# [GOAL]
The data below should be printed in full, exactly, and without any of its images.

*** SOURCE MATERIAL ***

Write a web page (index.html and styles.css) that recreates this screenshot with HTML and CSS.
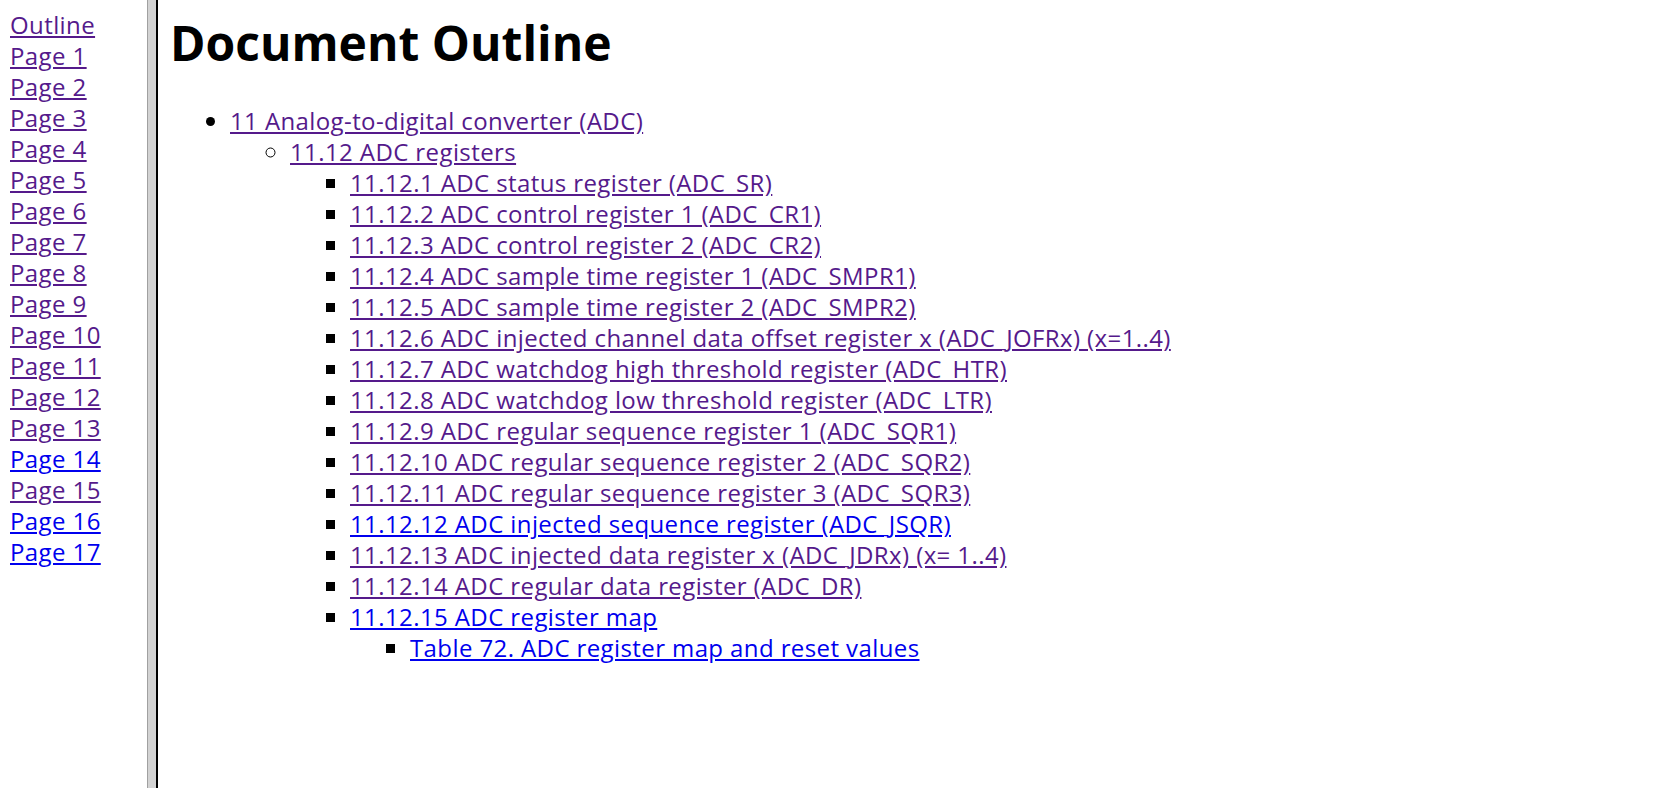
FILE: index.html
```html
<!DOCTYPE html>
<html>
<head>
<meta charset="utf-8">
<title>Document Outline</title>
<link rel="stylesheet" href="styles.css">
</head>
<body>
<div class="frameset">
  <nav class="side">
    <a class="v" href="#outline">Outline</a>
    <a class="v" href="#p1">Page 1</a>
    <a class="v" href="#p2">Page 2</a>
    <a class="v" href="#p3">Page 3</a>
    <a class="v" href="#p4">Page 4</a>
    <a class="v" href="#p5">Page 5</a>
    <a class="v" href="#p6">Page 6</a>
    <a class="v" href="#p7">Page 7</a>
    <a class="v" href="#p8">Page 8</a>
    <a class="v" href="#p9">Page 9</a>
    <a class="v" href="#p10">Page 10</a>
    <a class="v" href="#p11">Page 11</a>
    <a class="v" href="#p12">Page 12</a>
    <a class="v" href="#p13">Page 13</a>
    <a class="u" href="#p14">Page 14</a>
    <a class="v" href="#p15">Page 15</a>
    <a class="u" href="#p16">Page 16</a>
    <a class="u" href="#p17">Page 17</a>
  </nav>
  <div class="divider"></div>
  <main class="content">
    <h1 class="title">Document Outline</h1>
    <ul class="l1">
      <li><a class="v" href="#s11">11 Analog-to-digital converter (ADC)</a>
        <ul class="l2">
          <li><a class="v" href="#s1112">11.12 ADC registers</a>
            <ul class="l3">
              <li><a class="v" href="#r1">11.12.1 ADC status register (ADC_SR)</a></li>
              <li><a class="v" href="#r2">11.12.2 ADC control register 1 (ADC_CR1)</a></li>
              <li><a class="v" href="#r3">11.12.3 ADC control register 2 (ADC_CR2)</a></li>
              <li><a class="v" href="#r4">11.12.4 ADC sample time register 1 (ADC_SMPR1)</a></li>
              <li><a class="v" href="#r5">11.12.5 ADC sample time register 2 (ADC_SMPR2)</a></li>
              <li><a class="v" href="#r6">11.12.6 ADC injected channel data offset register x (ADC_JOFRx) (x=1..4)</a></li>
              <li><a class="v" href="#r7">11.12.7 ADC watchdog high threshold register (ADC_HTR)</a></li>
              <li><a class="v" href="#r8">11.12.8 ADC watchdog low threshold register (ADC_LTR)</a></li>
              <li><a class="v" href="#r9">11.12.9 ADC regular sequence register 1 (ADC_SQR1)</a></li>
              <li><a class="v" href="#r10">11.12.10 ADC regular sequence register 2 (ADC_SQR2)</a></li>
              <li><a class="v" href="#r11">11.12.11 ADC regular sequence register 3 (ADC_SQR3)</a></li>
              <li><a class="u" href="#r12">11.12.12 ADC injected sequence register (ADC_JSQR)</a></li>
              <li><a class="v" href="#r13">11.12.13 ADC injected data register x (ADC_JDRx) (x= 1..4)</a></li>
              <li><a class="v" href="#r14">11.12.14 ADC regular data register (ADC_DR)</a></li>
              <li><a class="u" href="#r15">11.12.15 ADC register map</a>
                <ul class="l4">
                  <li><a class="u" href="#t72">Table 72. ADC register map and reset values</a></li>
                </ul>
              </li>
            </ul>
          </li>
        </ul>
      </li>
    </ul>
  </main>
</div>
</body>
</html>
```

FILE: styles.css
```css
html, body {
  margin: 0;
  height: 100%;
  background: #fff;
}
body {
  font-family: "Open Sans", "Noto Sans", sans-serif;
  overflow: hidden;
}
.frameset {
  display: flex;
  height: 100%;
}
.side {
  width: 137px;
  flex: none;
  padding: 9px 0 0 10px;
  display: flex;
  flex-direction: column;
  align-items: flex-start;
  font-size: 24px;
  line-height: 31px;
  letter-spacing: 0.4px;
}
.divider {
  flex: none;
  width: 8px;
  background: #d3d3d3;
  border-left: 1px solid #a0a0a0;
  border-right: 2px solid #000;
}
.content {
  flex: 1;
  padding: 12px 12px 0 12px;
  font-size: 24px;
  line-height: 31px;
  letter-spacing: 0.4px;
}
a.v { color: #551a8b; }
a.u { color: #0000ee; }
.title {
  margin: 0 0 31px 0;
  font-size: 48px;
  line-height: 62px;
  font-weight: 700;
  letter-spacing: 0;
  color: #000;
}
ul {
  margin: 0;
  padding-left: 60px;
}
.l1 { list-style-type: disc; }
.l2 { list-style-type: circle; }
.l3, .l4 { list-style-type: square; }
```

***

# [RESPONSE TO THE EXERCISE]
Write a web page (index.html and styles.css) that recreates this screenshot with HTML and CSS.
FILE: index.html
```html
<!DOCTYPE html>
<html>
<head>
<meta charset="utf-8">
<title>Document Outline</title>
<link rel="stylesheet" href="styles.css">
</head>
<body>
<div class="frameset">
  <nav class="side">
    <a class="v" href="#outline">Outline</a>
    <a class="v" href="#p1">Page 1</a>
    <a class="v" href="#p2">Page 2</a>
    <a class="v" href="#p3">Page 3</a>
    <a class="v" href="#p4">Page 4</a>
    <a class="v" href="#p5">Page 5</a>
    <a class="v" href="#p6">Page 6</a>
    <a class="v" href="#p7">Page 7</a>
    <a class="v" href="#p8">Page 8</a>
    <a class="v" href="#p9">Page 9</a>
    <a class="v" href="#p10">Page 10</a>
    <a class="v" href="#p11">Page 11</a>
    <a class="v" href="#p12">Page 12</a>
    <a class="v" href="#p13">Page 13</a>
    <a class="u" href="#p14">Page 14</a>
    <a class="v" href="#p15">Page 15</a>
    <a class="u" href="#p16">Page 16</a>
    <a class="u" href="#p17">Page 17</a>
  </nav>
  <div class="divider"></div>
  <main class="content">
    <h1 class="title">Document Outline</h1>
    <ul class="l1">
      <li><a class="v" href="#s11">11 Analog-to-digital converter (ADC)</a>
        <ul class="l2">
          <li><a class="v" href="#s1112">11.12 ADC registers</a>
            <ul class="l3">
              <li><a class="v" href="#r1">11.12.1 ADC status register (ADC_SR)</a></li>
              <li><a class="v" href="#r2">11.12.2 ADC control register 1 (ADC_CR1)</a></li>
              <li><a class="v" href="#r3">11.12.3 ADC control register 2 (ADC_CR2)</a></li>
              <li><a class="v" href="#r4">11.12.4 ADC sample time register 1 (ADC_SMPR1)</a></li>
              <li><a class="v" href="#r5">11.12.5 ADC sample time register 2 (ADC_SMPR2)</a></li>
              <li><a class="v" href="#r6">11.12.6 ADC injected channel data offset register x (ADC_JOFRx) (x=1..4)</a></li>
              <li><a class="v" href="#r7">11.12.7 ADC watchdog high threshold register (ADC_HTR)</a></li>
              <li><a class="v" href="#r8">11.12.8 ADC watchdog low threshold register (ADC_LTR)</a></li>
              <li><a class="v" href="#r9">11.12.9 ADC regular sequence register 1 (ADC_SQR1)</a></li>
              <li><a class="v" href="#r10">11.12.10 ADC regular sequence register 2 (ADC_SQR2)</a></li>
              <li><a class="v" href="#r11">11.12.11 ADC regular sequence register 3 (ADC_SQR3)</a></li>
              <li><a class="u" href="#r12">11.12.12 ADC injected sequence register (ADC_JSQR)</a></li>
              <li><a class="v" href="#r13">11.12.13 ADC injected data register x (ADC_JDRx) (x= 1..4)</a></li>
              <li><a class="v" href="#r14">11.12.14 ADC regular data register (ADC_DR)</a></li>
              <li><a class="u" href="#r15">11.12.15 ADC register map</a>
                <ul class="l4">
                  <li><a class="u" href="#t72">Table 72. ADC register map and reset values</a></li>
                </ul>
              </li>
            </ul>
          </li>
        </ul>
      </li>
    </ul>
  </main>
</div>
</body>
</html>
```

FILE: styles.css
```css
html, body {
  margin: 0;
  height: 100%;
  background: #fff;
}
body {
  font-family: "Open Sans", "Noto Sans", sans-serif;
  overflow: hidden;
}
.frameset {
  display: flex;
  height: 100%;
}
.side {
  width: 137px;
  flex: none;
  padding: 9px 0 0 10px;
  display: flex;
  flex-direction: column;
  align-items: flex-start;
  font-size: 24px;
  line-height: 31px;
  letter-spacing: 0.4px;
}
.divider {
  flex: none;
  width: 8px;
  background: #d3d3d3;
  border-left: 1px solid #a0a0a0;
  border-right: 2px solid #000;
}
.content {
  flex: 1;
  padding: 12px 12px 0 12px;
  font-size: 24px;
  line-height: 31px;
  letter-spacing: 0.4px;
}
a.v { color: #551a8b; }
a.u { color: #0000ee; }
.title {
  margin: 0 0 31px 0;
  font-size: 48px;
  line-height: 62px;
  font-weight: 700;
  letter-spacing: 0;
  color: #000;
}
ul {
  margin: 0;
  padding-left: 60px;
}
.l1 { list-style-type: disc; }
.l2 { list-style-type: circle; }
.l3, .l4 { list-style-type: square; }
```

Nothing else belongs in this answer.